2. They Scrape Only Publicly Available Information
Best scraping companies, such as ScrapeHero, operate within public-access boundaries.
That means:
- No bypassing authentication walls
- No scraping private accounts
- No accessing restricted APIs without permission
GDPR specifically focuses on lawful processing of personal data, so scraping providers reduce risk by limiting collection to publicly accessible web pages.
3. Data Is Secured Through Enterprise Infrastructure
Compliance is not just about what you collect. It is also about how you protect it.
Reputable scraping companies implement:
- Encrypted data pipelines (TLS/HTTPS)
- Access controls and role-based permissions
- Secure cloud storage
- Audit logs for data access
Many providers follow internal security frameworks, such as SOC 2 and ISO 27001, even if the scraping itself is public.
4. They Build Compliance Into the Workflow
Responsible scraping providers also integrate legal and compliance reviews into their workflow.
This often includes:
- Reviewing website terms of service
- Implementing robots.txt awareness
- Monitoring regulatory updates
- Maintaining data retention policies
For example, in one enterprise scraping project we deployed, the system processes hundreds of millions of public data points daily, but every pipeline includes automated filters that remove potential personal identifiers before the dataset is delivered.

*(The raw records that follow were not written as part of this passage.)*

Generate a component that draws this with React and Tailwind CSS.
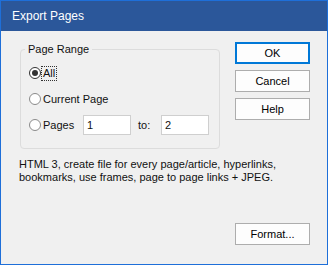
import React from 'react';

const font = { fontFamily: '"Liberation Sans", Arial, sans-serif' };

const Radio = ({ checked, label, focused, className = '' }) => (
  <div className={`flex items-center h-[20px] ${className}`}>
    <span
      className={`w-[12px] h-[12px] rounded-full border bg-white flex items-center justify-center ${checked ? 'border-[#333333]' : 'border-[#8a8a8a]'}`}
    >
      {checked && <span className="w-[6px] h-[6px] rounded-full bg-[#333333]" />}
    </span>
    <span
      className={`px-[1px] leading-[13px] border border-dotted ${focused ? 'border-[#333333]' : 'border-transparent'}`}
    >
      {label}
    </span>
  </div>
);

const Button = ({ children, primary }) => (
  <button
    className={`w-[75px] h-[22px] bg-[#fdfdfd] text-[11px] text-black flex items-center justify-center ${primary ? 'border-2 border-[#0078d7]' : 'border border-[#adadad]'}`}
  >
    {children}
  </button>
);

const App = () => {
  return (
    <div
      className="w-[328px] h-[265px] flex flex-col bg-[#f0f0f0] border border-[#1e6fd9] text-[11px] text-[#111111]"
      style={font}
    >
      <div className="h-[30px] bg-[#2b579a] flex items-center pl-[11px] text-white text-[12px]">
        Export Pages
      </div>

      <div className="flex-1 flex flex-col pl-[19px] pr-[17px]">
        <div className="flex items-start pt-[11px] gap-[15px]">
          <fieldset className="w-[200px] h-[107px] border border-[#dcdcdc] rounded-[4px] pl-[8px] pt-[7px] flex flex-col gap-[6px]">
            <legend className="-ml-[4px] px-[3px] leading-[14px]">Page Range</legend>
            <Radio checked focused label="All" />
            <Radio label="Current Page" />
            <div className="flex items-center h-[20px]">
              <Radio label="Pages" className="w-[54px]" />
              <input
                readOnly
                value="1"
                className="w-[48px] h-[20px] bg-white border border-[#cfcfcf] pl-[3px] text-[11px] outline-none"
              />
              <span className="w-[30px] pl-[7px]">to:</span>
              <input
                readOnly
                value="2"
                className="w-[48px] h-[20px] bg-white border border-[#cfcfcf] pl-[3px] text-[11px] outline-none"
              />
            </div>
          </fieldset>

          <div className="flex flex-col gap-[6px]">
            <Button primary>OK</Button>
            <Button>Cancel</Button>
            <Button>Help</Button>
          </div>
        </div>

        <p className="mt-[9px] -ml-[1px] leading-[13px] whitespace-nowrap">
          HTML 3, create file for every page/article, hyperlinks,
          <br />
          bookmarks, use frames, page to page links + JPEG.
        </p>

        <div className="mt-auto mb-[19px] flex justify-end">
          <Button>Format...</Button>
        </div>
      </div>
    </div>
  );
};

export default App;
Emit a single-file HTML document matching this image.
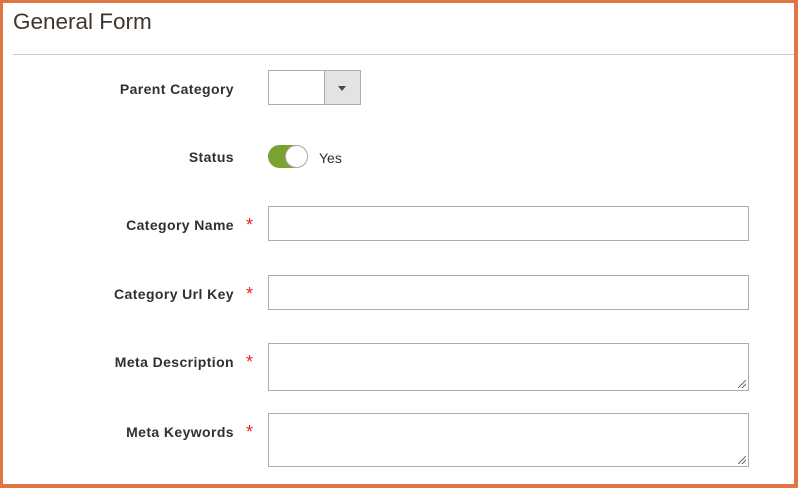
<!DOCTYPE html>
<html><head><style>
body{margin:0;width:798px;height:488px;overflow:hidden;background:#fff;font-family:"Liberation Sans",sans-serif;}
.frame{position:absolute;left:0;top:0;width:798px;height:488px;box-sizing:border-box;border:solid #e07444;border-width:3px 4px 4px 3px;}
.title{position:absolute;left:13px;top:9px;font-size:22.5px;color:#41362f;}
.hr{position:absolute;left:13px;right:4px;top:54px;height:1px;background:#ccc;}
.lbl{position:absolute;right:564px;font-size:14px;font-weight:bold;color:#303030;letter-spacing:0.4px;}
.star{position:absolute;left:246px;color:#e22626;font-size:18px;}
.in{position:absolute;left:268px;width:481px;box-sizing:border-box;border:1px solid #adadad;background:#fff;}
.grip{position:absolute;right:2px;bottom:2px;width:8px;height:8px;background:linear-gradient(135deg,transparent 45%,#7a6a60 45%,#7a6a60 55%,transparent 55%,transparent 70%,#7a6a60 70%,#7a6a60 80%,transparent 80%);}
</style></head><body>
<div class="frame"></div>
<div class="title">General Form</div>
<div class="hr"></div>

<div class="lbl" style="top:81px">Parent Category</div>
<div style="position:absolute;left:268px;top:70px;width:93px;height:35px;box-sizing:border-box;border:1px solid #adadad;">
 <div style="position:absolute;left:55px;top:0;width:36px;height:33px;box-sizing:border-box;background:#e3e3e3;border-left:1px solid #adadad;"></div>
 <div style="position:absolute;left:69px;top:15px;width:0;height:0;border-left:4px solid transparent;border-right:4px solid transparent;border-top:5px solid #514943;"></div>
</div>

<div class="lbl" style="top:149px">Status</div>
<div style="position:absolute;left:268px;top:145px;width:40px;height:23px;border-radius:12px;background:#79a22e;"></div>
<div style="position:absolute;left:285px;top:145px;width:21px;height:21px;border-radius:50%;background:#fff;border:1px solid #adadad;"></div>
<div style="position:absolute;left:319px;top:150px;font-size:14px;color:#303030;">Yes</div>

<div class="lbl" style="top:217px">Category Name</div><div class="star" style="top:215px">*</div>
<div class="in" style="top:206px;height:35px"></div>

<div class="lbl" style="top:286px">Category Url Key</div><div class="star" style="top:284px">*</div>
<div class="in" style="top:275px;height:35px"></div>

<div class="lbl" style="top:354px">Meta Description</div><div class="star" style="top:352px">*</div>
<div class="in" style="top:343px;height:48px"><div class="grip"></div></div>

<div class="lbl" style="top:424px">Meta Keywords</div><div class="star" style="top:422px">*</div>
<div class="in" style="top:413px;height:54px"><div class="grip"></div></div>
</body></html>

5. Clients Receive Clean, Compliance-Ready Data
The final dataset delivered to clients typically contains only structured market intelligence, such as:
- Product attributes
- Pricing trends
- Store locations
- Competitor assortment data
This ensures companies gain insights without exposing themselves to privacy violations.
Web scraping and privacy regulations are often framed as conflicting forces. In reality, when done correctly, compliant scraping focuses on public market intelligence—not personal data.
The result is a safe way for companies to understand competitors, pricing, and consumer trends while staying aligned with GDPR and CCPA rules.